%%

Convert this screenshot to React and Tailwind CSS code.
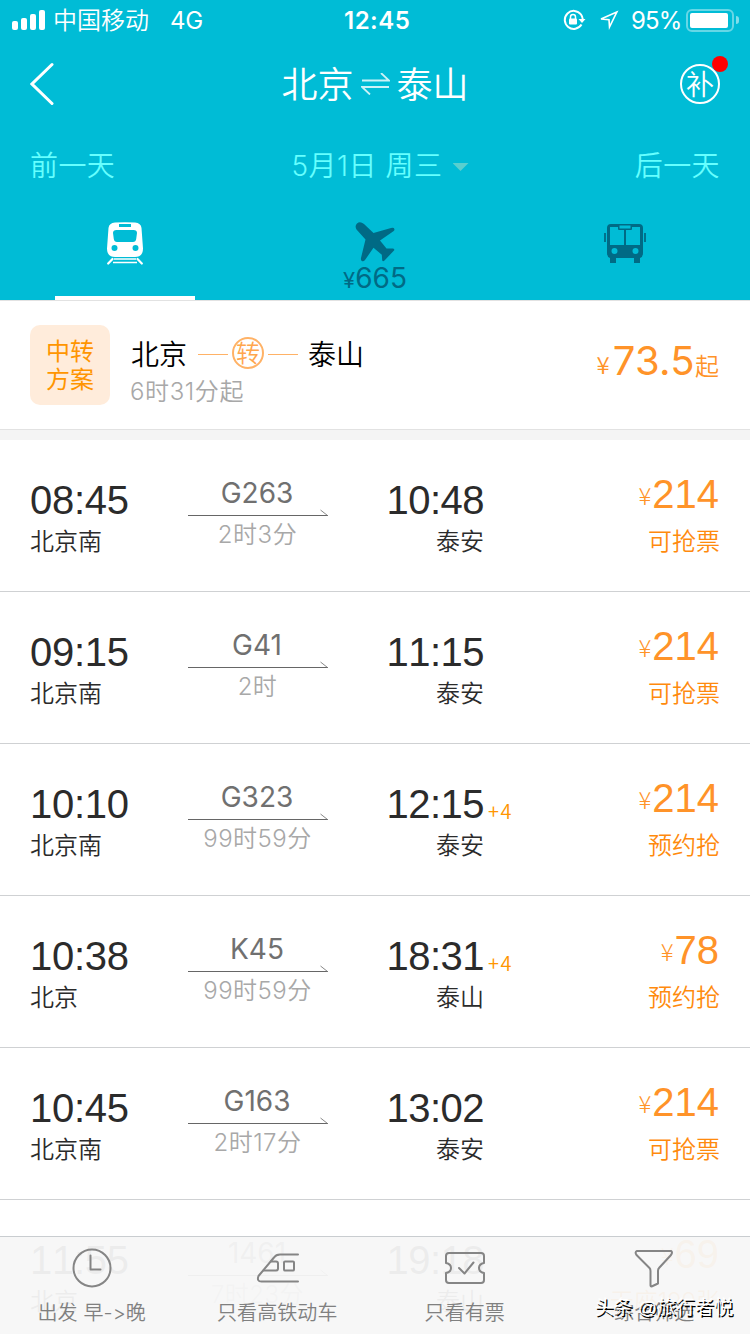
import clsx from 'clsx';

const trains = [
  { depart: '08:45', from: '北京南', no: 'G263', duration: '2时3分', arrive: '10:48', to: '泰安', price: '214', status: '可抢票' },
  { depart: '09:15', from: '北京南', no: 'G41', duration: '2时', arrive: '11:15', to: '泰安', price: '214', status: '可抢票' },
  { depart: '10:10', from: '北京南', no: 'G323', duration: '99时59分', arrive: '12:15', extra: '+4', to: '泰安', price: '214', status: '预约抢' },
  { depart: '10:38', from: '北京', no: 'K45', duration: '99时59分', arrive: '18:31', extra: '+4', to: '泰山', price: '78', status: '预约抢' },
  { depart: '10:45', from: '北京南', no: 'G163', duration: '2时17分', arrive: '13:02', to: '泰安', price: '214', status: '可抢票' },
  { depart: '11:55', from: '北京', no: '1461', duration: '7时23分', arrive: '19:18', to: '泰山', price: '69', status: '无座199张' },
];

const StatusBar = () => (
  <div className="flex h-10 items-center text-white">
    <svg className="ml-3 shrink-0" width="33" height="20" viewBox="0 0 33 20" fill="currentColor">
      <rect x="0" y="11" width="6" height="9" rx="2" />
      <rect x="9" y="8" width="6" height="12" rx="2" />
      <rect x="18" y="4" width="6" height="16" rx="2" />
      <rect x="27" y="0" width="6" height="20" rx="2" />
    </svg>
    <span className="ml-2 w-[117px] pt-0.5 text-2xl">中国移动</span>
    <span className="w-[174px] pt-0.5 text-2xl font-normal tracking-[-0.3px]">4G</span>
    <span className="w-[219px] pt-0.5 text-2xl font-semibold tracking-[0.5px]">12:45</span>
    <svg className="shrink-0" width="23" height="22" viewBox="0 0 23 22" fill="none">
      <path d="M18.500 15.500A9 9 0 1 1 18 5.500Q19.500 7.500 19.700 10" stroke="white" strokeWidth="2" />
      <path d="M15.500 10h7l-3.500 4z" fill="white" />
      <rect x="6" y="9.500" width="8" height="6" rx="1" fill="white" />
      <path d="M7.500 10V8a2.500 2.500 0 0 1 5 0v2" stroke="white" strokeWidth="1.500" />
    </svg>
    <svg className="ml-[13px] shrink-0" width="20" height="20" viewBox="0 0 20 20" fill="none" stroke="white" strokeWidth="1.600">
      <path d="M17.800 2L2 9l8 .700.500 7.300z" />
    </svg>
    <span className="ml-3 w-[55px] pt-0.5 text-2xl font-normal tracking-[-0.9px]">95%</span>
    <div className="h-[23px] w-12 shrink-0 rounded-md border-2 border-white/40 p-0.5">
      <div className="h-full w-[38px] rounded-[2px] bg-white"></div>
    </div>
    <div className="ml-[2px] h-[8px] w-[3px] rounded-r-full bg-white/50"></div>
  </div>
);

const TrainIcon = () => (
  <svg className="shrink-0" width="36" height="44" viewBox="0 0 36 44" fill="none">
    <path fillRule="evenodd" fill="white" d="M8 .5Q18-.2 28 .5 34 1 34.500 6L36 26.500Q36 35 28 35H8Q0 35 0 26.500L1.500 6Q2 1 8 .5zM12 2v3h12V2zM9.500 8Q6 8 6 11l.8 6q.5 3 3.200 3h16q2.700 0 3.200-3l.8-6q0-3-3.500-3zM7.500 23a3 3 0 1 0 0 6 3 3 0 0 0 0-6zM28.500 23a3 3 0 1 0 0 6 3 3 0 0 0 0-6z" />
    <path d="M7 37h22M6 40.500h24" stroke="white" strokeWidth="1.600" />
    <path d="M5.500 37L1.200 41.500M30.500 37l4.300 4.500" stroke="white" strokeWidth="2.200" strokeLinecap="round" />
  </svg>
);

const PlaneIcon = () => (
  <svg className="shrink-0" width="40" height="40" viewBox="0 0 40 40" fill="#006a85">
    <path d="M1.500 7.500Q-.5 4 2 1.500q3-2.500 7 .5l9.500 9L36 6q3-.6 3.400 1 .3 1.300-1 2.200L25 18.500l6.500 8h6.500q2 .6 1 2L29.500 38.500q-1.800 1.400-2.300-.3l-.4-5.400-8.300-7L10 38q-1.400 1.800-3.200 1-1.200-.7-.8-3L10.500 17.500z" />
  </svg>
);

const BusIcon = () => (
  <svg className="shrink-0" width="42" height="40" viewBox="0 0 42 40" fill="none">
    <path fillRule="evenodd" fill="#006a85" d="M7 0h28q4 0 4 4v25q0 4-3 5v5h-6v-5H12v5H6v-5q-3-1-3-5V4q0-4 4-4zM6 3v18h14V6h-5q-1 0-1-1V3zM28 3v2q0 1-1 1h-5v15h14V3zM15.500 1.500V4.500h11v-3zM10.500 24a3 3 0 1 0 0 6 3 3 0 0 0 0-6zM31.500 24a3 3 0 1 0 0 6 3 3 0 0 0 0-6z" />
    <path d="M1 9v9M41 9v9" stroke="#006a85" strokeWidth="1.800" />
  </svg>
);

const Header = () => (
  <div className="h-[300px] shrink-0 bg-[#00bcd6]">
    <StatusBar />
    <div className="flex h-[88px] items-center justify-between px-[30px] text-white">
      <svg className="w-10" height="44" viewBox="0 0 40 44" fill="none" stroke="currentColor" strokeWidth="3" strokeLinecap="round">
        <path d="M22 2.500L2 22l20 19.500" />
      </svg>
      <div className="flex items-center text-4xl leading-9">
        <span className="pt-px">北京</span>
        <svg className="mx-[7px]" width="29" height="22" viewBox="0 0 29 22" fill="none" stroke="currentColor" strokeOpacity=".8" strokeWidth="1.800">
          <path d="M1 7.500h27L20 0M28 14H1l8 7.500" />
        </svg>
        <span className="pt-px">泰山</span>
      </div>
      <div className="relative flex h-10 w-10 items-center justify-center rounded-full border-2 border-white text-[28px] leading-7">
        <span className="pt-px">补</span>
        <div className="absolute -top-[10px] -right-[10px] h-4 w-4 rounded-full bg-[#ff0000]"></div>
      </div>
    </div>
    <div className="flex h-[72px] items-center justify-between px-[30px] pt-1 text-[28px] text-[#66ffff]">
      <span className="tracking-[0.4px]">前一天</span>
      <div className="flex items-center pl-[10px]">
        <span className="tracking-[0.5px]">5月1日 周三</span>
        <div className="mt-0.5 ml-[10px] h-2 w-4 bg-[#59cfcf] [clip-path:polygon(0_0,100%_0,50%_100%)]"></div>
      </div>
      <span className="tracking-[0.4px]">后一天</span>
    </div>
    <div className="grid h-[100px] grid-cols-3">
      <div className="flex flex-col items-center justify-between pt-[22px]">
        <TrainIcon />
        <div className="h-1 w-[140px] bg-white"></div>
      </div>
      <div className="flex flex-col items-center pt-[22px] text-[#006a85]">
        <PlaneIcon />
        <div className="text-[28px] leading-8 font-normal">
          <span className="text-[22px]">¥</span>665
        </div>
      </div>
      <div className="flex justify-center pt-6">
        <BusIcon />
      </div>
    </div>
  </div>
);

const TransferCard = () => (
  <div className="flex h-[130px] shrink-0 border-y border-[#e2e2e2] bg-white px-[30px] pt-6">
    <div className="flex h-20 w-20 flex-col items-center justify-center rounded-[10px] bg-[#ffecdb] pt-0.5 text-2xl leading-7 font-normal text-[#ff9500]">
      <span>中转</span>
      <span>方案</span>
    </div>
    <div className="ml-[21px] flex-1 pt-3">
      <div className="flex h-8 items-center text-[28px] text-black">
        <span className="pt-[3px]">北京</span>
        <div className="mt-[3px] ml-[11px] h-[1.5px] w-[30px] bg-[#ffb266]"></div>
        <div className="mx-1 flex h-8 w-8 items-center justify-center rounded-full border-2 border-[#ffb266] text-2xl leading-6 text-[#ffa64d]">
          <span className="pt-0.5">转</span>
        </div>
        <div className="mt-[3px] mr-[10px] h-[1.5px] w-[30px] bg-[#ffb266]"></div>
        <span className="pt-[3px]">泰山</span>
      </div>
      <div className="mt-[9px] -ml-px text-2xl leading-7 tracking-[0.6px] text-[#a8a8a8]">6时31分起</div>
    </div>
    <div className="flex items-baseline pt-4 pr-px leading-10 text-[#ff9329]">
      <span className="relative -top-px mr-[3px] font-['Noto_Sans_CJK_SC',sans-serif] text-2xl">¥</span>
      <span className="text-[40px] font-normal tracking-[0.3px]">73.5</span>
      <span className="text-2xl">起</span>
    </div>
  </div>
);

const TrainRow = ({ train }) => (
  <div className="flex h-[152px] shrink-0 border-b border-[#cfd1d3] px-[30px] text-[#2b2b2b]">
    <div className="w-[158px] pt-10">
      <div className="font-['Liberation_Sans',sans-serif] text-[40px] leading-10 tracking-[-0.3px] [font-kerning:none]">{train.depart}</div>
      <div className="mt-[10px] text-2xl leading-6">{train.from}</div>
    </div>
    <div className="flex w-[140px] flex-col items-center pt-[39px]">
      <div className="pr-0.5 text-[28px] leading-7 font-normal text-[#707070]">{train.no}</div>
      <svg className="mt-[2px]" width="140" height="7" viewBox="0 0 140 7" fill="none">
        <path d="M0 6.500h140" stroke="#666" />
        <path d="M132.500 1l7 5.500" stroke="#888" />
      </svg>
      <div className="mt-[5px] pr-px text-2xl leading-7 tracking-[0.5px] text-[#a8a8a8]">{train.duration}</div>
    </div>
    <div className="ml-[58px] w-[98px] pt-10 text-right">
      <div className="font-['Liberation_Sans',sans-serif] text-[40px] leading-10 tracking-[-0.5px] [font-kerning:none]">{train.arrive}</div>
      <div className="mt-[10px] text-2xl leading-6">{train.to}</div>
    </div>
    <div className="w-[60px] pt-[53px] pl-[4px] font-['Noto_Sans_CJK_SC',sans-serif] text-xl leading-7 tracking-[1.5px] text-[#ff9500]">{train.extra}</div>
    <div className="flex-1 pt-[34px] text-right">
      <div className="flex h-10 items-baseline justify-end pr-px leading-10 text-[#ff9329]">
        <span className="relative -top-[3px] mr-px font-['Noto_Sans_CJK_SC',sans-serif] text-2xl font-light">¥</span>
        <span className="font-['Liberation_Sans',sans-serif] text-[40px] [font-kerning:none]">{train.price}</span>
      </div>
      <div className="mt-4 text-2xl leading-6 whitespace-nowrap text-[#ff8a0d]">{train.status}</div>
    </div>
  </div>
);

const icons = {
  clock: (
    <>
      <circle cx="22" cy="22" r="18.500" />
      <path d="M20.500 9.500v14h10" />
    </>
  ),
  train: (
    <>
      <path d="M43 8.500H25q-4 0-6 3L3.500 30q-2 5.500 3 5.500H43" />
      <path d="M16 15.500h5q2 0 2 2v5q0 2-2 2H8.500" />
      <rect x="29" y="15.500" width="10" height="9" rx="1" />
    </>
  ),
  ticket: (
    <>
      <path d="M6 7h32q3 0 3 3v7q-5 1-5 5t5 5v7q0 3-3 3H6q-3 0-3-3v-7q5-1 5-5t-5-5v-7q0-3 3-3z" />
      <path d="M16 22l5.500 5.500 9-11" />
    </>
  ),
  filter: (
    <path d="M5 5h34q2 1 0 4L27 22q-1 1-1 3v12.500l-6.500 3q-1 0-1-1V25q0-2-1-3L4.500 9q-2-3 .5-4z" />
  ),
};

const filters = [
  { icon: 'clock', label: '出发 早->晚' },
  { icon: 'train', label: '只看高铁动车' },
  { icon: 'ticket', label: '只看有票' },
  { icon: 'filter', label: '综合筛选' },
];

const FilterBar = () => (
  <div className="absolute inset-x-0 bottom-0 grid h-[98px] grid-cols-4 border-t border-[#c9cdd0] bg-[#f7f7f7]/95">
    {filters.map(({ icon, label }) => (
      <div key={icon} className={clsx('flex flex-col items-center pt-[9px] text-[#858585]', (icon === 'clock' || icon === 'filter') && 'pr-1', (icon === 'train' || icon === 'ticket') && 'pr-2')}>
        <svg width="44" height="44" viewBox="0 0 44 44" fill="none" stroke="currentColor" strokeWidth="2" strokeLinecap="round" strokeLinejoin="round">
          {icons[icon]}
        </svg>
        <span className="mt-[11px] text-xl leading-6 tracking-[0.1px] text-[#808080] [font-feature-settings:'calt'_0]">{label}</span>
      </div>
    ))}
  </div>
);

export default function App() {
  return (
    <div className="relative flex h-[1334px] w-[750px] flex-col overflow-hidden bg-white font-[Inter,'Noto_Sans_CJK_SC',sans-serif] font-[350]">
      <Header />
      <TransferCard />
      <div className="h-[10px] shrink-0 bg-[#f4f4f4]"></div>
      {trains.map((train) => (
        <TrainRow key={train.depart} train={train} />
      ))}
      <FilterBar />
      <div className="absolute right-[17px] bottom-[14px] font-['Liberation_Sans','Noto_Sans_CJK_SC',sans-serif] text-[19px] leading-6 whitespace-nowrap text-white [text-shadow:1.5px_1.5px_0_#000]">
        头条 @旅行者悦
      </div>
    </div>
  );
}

%%

* Description of the task *
Write out exactly the lines between the start of the data and the line with "import clsx from 'clsx';", including both, but none of the pictures.

* Result of this exercise *
Convert this screenshot to React and Tailwind CSS code.
import clsx from 'clsx';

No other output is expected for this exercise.